On Wednesday, February 11, Aleksandar Hemon, a Bosnian writer based in Chicago, read passages from his upcoming novel “Love and Obstacles.” The event, hosted by the Franke Institute for the Humanities at the University of Chicago’s Regenstein Library, was well attended and deservedly so: after reading for thirty minutes, Hemon spent more than an hour answering questions.
Hemon’s greatest literary influence has been the civil war that occurred in Sarajevo and the rest of the Balkan states during the mid- and late 1990s. While stressing that he hadn’t actually “experienced the war” himself–he visited the U.S. in 1992 and found himself stranded here, unable to return when the fighting broke out–he has been affected by it nonetheless. An analogy about the city of Chicago being like “loving a woman with a broken nose” was countered with his take on Sarajevo, which he compared to “loving a woman with a broken spine.” He spoke of the Bosnian Diaspora, which is a huge group considering that, from a country the size of Chicago, 250,000 of its people now reside in North America. He felt that immigrating had “enriched him,” a sentiment that was not shared by many he knew; his family, for one, felt “emptied” by the situation, and considered the Diaspora “a tragedy.” The dispersion has affected the direction of his writing: Hemon became interested in understanding the tragedy in the situation, even if he didn’t share the sentiment, while thinking of specific characters and the way war and displacement would affect them in the span of his novels.

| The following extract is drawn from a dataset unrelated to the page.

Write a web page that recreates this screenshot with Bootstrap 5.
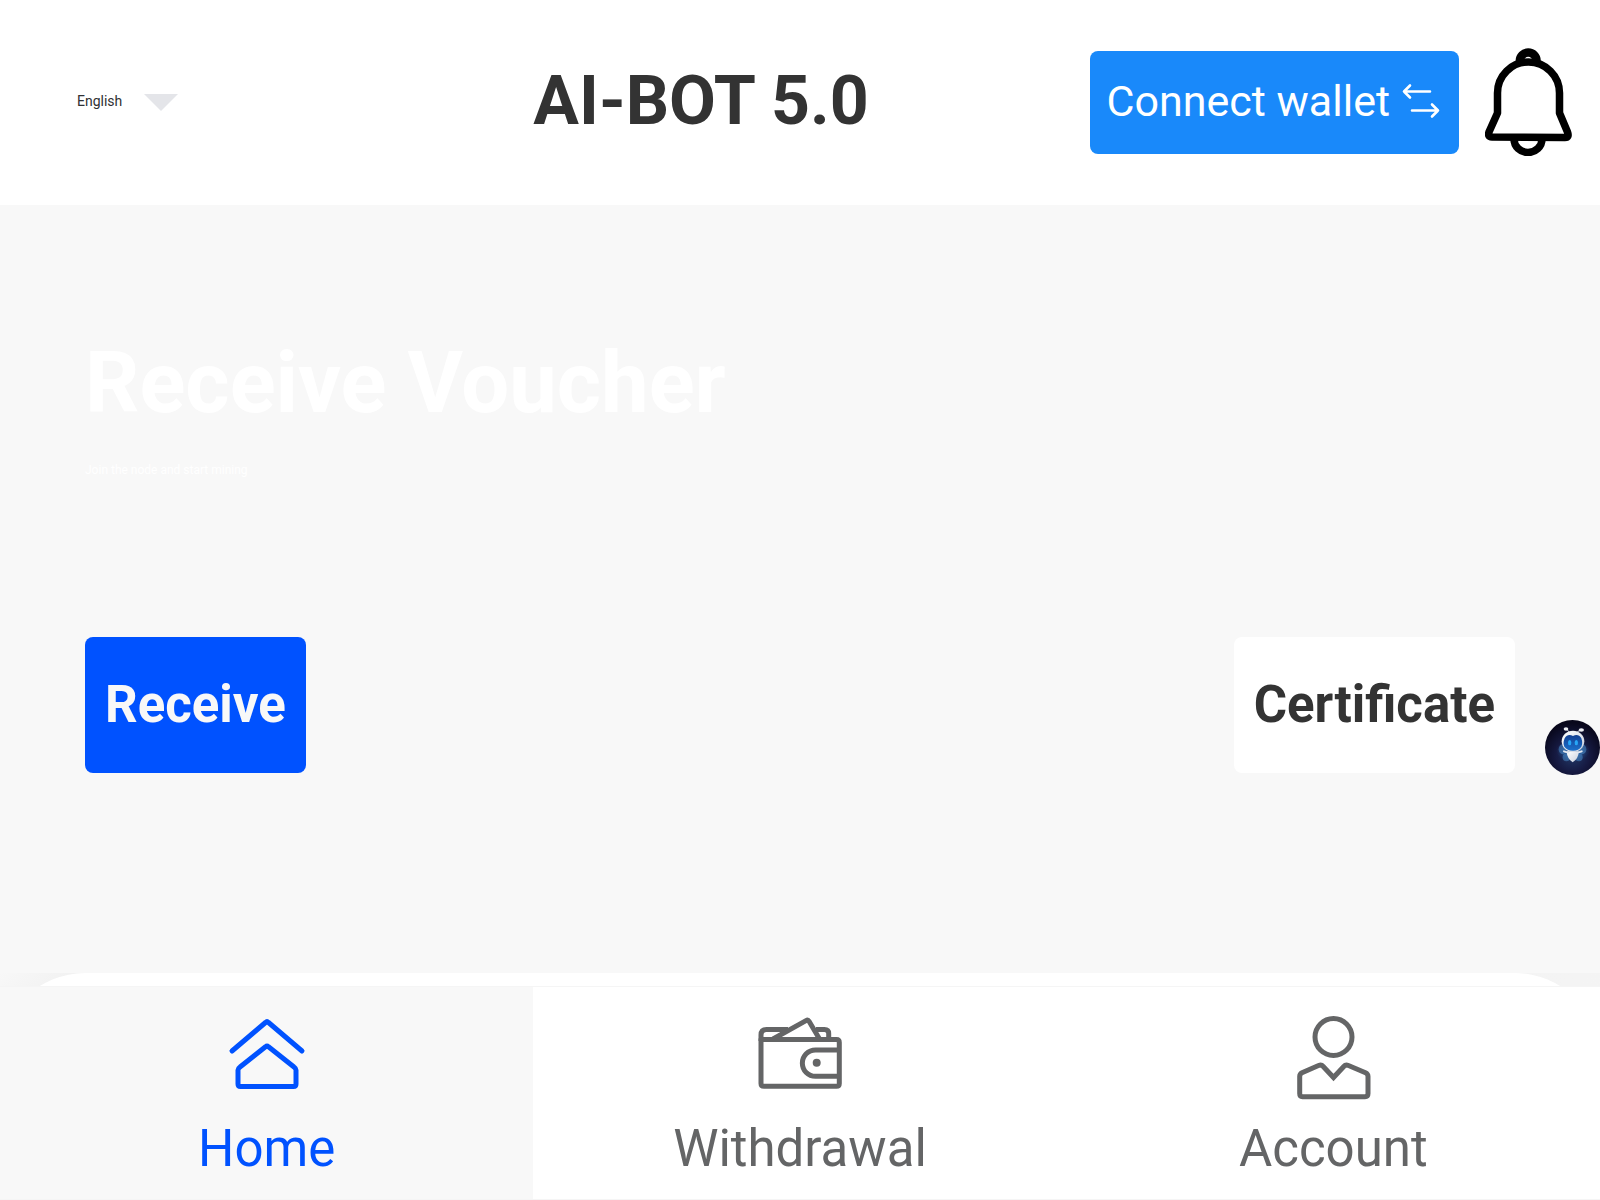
<!DOCTYPE html>
<html lang="en">
<head>
<meta charset="utf-8">
<meta name="viewport" content="width=device-width, initial-scale=1">
<title>AI-BOT 5.0</title>
<link href="https://cdn.jsdelivr.net/npm/bootstrap@5.3.0/dist/css/bootstrap.min.css" rel="stylesheet">
<style>
  body { font-family: Roboto, "Liberation Sans", sans-serif; background: #f8f8f8; color: #333; }
  .topbar { height: 205px; padding-bottom: 1px; }
  .lang { padding-left: 77px; gap: 17px; }
  .lang-select { appearance: none; border: 0; background: transparent; padding: 0 4px 2px 0; height: 28px; font-size: 14px; line-height: 24px; color: #303133; }
  .lang-caret { border: 17px solid transparent; border-top-color: #e4e5e9; border-bottom-width: 0; pointer-events: none; }
  .brand { font-size: 68px; line-height: 80px; padding-bottom: 2px; color: #333; }
  .wallet-btn { --bs-btn-color: #fff; --bs-btn-hover-color: #fff; --bs-btn-bg: #1989fa; --bs-btn-hover-bg: #0f7de9; --bs-btn-border-width: 0; --bs-btn-border-radius: 8px;
    height: 103px; padding: 0 16px 2px; font-size: 43px; line-height: 50px; gap: 10px; }
  .bell-btn { margin: 0 28px 0 26px; }
  .hero { padding: 128px 85px 200px; }
  .hero-title { font-size: 85px; line-height: 100px; margin-bottom: 29px; }
  .hero-note { font-size: 12px; line-height: 16px; margin-bottom: 159px; }
  .action { --bs-btn-border-width: 0; --bs-btn-border-radius: 8px; --bs-btn-font-weight: 700; font-size: 51px; line-height: 60px; padding: 38px 20px; }
  .action-blue { --bs-btn-color: #f8f8f8; --bs-btn-bg: #0052ff; --bs-btn-hover-color: #fff; --bs-btn-hover-bg: #0047dd; }
  .action-white { --bs-btn-color: #333; --bs-btn-bg: #fff; --bs-btn-hover-color: #333; --bs-btn-hover-bg: #f2f2f2; }
  .sheet-back { background: linear-gradient(135deg, #f8f8f8 0, #f2f2f2 50px, #f2f2f2 60%, #f5f5f5 100%); }
  .sheet { min-height: 227px; border-radius: 85px 85px 0 0; }
  .tabs { border: solid #f5f5f5; border-width: 1px 0; }
  .tab-item { padding: 28px 0 20px; gap: 18px; font-size: 51px; line-height: 60px; color: #646566; }
  .tab-item.active { color: #0052ff; background: #f8f8f8; }
  .tab-item svg { fill: none; stroke: currentColor; stroke-width: 5; stroke-linejoin: round; }
  .bot { right: 0; top: 720px; }
</style>
<script src="https://cdn.jsdelivr.net/npm/bootstrap@5.3.0/dist/js/bootstrap.bundle.min.js" defer></script>
</head>
<body>
<header class="topbar bg-white d-flex align-items-center">
  <div class="col-4 lang d-flex align-items-center">
    <select id="language" class="lang-select" aria-label="Language"><option>English</option></select>
    <span class="lang-caret"></span>
  </div>
  <h1 class="brand fw-bold m-0 text-nowrap">AI-BOT 5.0</h1>
  <button type="button" class="btn wallet-btn d-flex align-items-center ms-auto text-nowrap">Connect wallet
    <svg width="43" height="43" viewBox="0 0 43 43" fill="none" stroke="#fff" stroke-width="2.6" stroke-linecap="round" stroke-linejoin="round" aria-hidden="true"><path d="M30 11.500H4M10 5.500 4 11.500l6 6M12 30.500h26M32 24.500l6 6-6 6"/></svg>
  </button>
  <button type="button" class="btn bell-btn border-0 p-0 d-flex" aria-label="Notifications">
    <svg width="87" height="108" viewBox="0 0 87 108" fill="none" stroke="#000" stroke-width="7.500" stroke-linejoin="round" aria-hidden="true">
      <path d="M12.500 65V45a31 31 0 0 1 62 0V65L82.500 84Q84.500 89.500 80 89.500L7 89Q2 89 4.200 83.500Z"/>
      <path d="M34.800 13a8.200 8.200 0 0 1 16.800 0" stroke-width="8.500"/>
      <path d="M29 91a14 13.500 0 0 0 28 0"/>
    </svg>
  </button>
</header>

<main>
  <section class="hero">
    <h2 class="hero-title fw-bold text-white">Receive Voucher</h2>
    <p class="hero-note text-white">Join the node and start mining</p>
    <div class="d-flex justify-content-between">
      <button type="button" class="btn action action-blue">Receive</button>
      <button type="button" class="btn action action-white">Certificate</button>
    </div>
  </section>
  <div class="sheet-back"><div class="sheet bg-white"></div></div>
</main>

<a href="#assistant" class="bot position-fixed d-flex" aria-label="Assistant">
  <svg width="55" height="55" viewBox="0 0 165 165" aria-hidden="true">
    <defs>
      <radialGradient id="night" cx=".5" cy=".65" r=".6"><stop offset="0" stop-color="#203766"/><stop offset=".5" stop-color="#161a42"/><stop offset="1" stop-color="#08071b"/></radialGradient>
      <radialGradient id="glow"><stop offset="0" stop-color="#2f80cf"/><stop offset="1" stop-color="#2f80cf" stop-opacity="0"/></radialGradient>
      <linearGradient id="visor" x1="0" y1="0" x2="0" y2="1"><stop offset="0" stop-color="#123f92"/><stop offset="1" stop-color="#1b70cc"/></linearGradient>
      <linearGradient id="shell" x1="0" y1="0" x2="1" y2="1"><stop offset="0" stop-color="#fff"/><stop offset="1" stop-color="#c9d0dd"/></linearGradient>
    </defs>
    <circle cx="82.500" cy="82.500" r="82.500" fill="url(#night)"/>
    <ellipse cx="84" cy="92" rx="50" ry="34" fill="url(#glow)" opacity=".7"/>
    <g fill="#4e91cf" opacity=".5"><ellipse cx="53" cy="88" rx="12" ry="15"/><ellipse cx="112" cy="88" rx="12" ry="15"/><ellipse cx="64" cy="112" rx="11" ry="12"/><ellipse cx="102" cy="112" rx="11" ry="12"/></g>
    <path d="M74 39Q72 32 64 28M94 39Q97 33 107 31" fill="none" stroke="#c9cfdc" stroke-width="3"/>
    <ellipse cx="63" cy="27" rx="7" ry="5" fill="#eceef3"/><ellipse cx="109" cy="30" rx="8" ry="5" fill="#eceef3"/>
    <path d="M65 94H101Q101 116 83 127Q66 116 65 94Z" fill="url(#shell)"/>
    <path d="M57 94l12 4M110 94l-12 4" stroke="#e4e8f0" stroke-width="6" stroke-linecap="round"/>
    <ellipse cx="84" cy="64" rx="34" ry="32" fill="url(#shell)"/>
    <path d="M84 48Q100 40 109 55Q114 70 109 80Q101 92 84 92T58 80Q53 70 59 55Q68 40 84 48Z" fill="url(#visor)"/>
    <ellipse cx="74" cy="68" rx="5" ry="8" fill="#26a6f7"/><ellipse cx="94" cy="68" rx="5" ry="8" fill="#26a6f7"/>
  </svg>
</a>

<nav class="tabs fixed-bottom bg-white d-flex" aria-label="Main">
  <a href="#home" class="tab-item active col d-flex flex-column align-items-center text-decoration-none" aria-current="page">
    <svg width="86" height="86" viewBox="0 0 86 86" stroke-linecap="round" aria-hidden="true"><path d="M8 36 41.500 7.500Q43 6 44.500 7.500L78 36M16 52 41.500 31.800Q43 30.500 44.500 31.800L70 52Q72 53.500 72 55V69Q72 71.500 69.500 71.500H16.500Q14 71.500 14 69V55Q14 53.500 16 52Z"/></svg>
    Home
  </a>
  <a href="#withdrawal" class="tab-item col d-flex flex-column align-items-center text-decoration-none">
    <svg width="86" height="86" viewBox="0 0 86 86" aria-hidden="true">
      <path d="M4 26V20Q4 14.500 9.500 14.500H31M59 14.500H67.500Q71.700 14.500 71.700 18.500V24M16 24 49 5.600Q51 4.500 52.200 6.500L62.500 24"/>
      <path d="M4 24.500H79.500Q82.300 24.500 82.300 27.500V68.500Q82.300 71.300 79.500 71.300H7Q4 71.300 4 68.500ZM82 35H58.500a13.100 13.100 0 0 0 0 26.300H82"/>
      <circle cx="59.700" cy="47.800" r="4" fill="currentColor" stroke="none"/>
    </svg>
    Withdrawal
  </a>
  <a href="#account" class="tab-item col d-flex flex-column align-items-center text-decoration-none">
    <svg width="86" height="86" viewBox="0 0 86 86" aria-hidden="true"><circle cx="43.500" cy="22" r="18.500"/><path stroke-linejoin="miter" d="M43.500 62.500 33 51.200Q31.500 49.500 28.500 50.500L12 57.800Q9.700 59 9.700 61.500V78.500Q9.700 81.700 12.500 81.700H75Q78 81.700 78 78.500V61.500Q78 59 75.500 57.800L58.500 50.500Q55.500 49.500 54 51.200Z"/></svg>
    Account
  </a>
</nav>
</body>
</html>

When asked why he writes in English instead of his native Bosnian, Hemon explained that it allows him to reach a broader audience and lets him be part of a literary tradition that has produced luminaries such as Shakespeare and Nabokov. Though Hemon might not yet have the wide recognition those two authors maintain, he’s hardly without acclaim; he’s been published in the New Yorker and the Paris Review, and his 2008 novel “The Lazarus Project” was a National Book Award finalist. His decision to write in English, however, adds to the complexity of his position: Bosnian, living in America, heavily influenced by his ethnic roots, but choosing not to write in his native tongue.
Pressed for his response to being perceived as a symbol of his native country, Hemon answered that he can’t represent Bosnia, since he is only one of many voices. In some ways, his response is an evasion of identification. But more importantly, it indicates a desire to be appreciated simply for the talented writer that he is.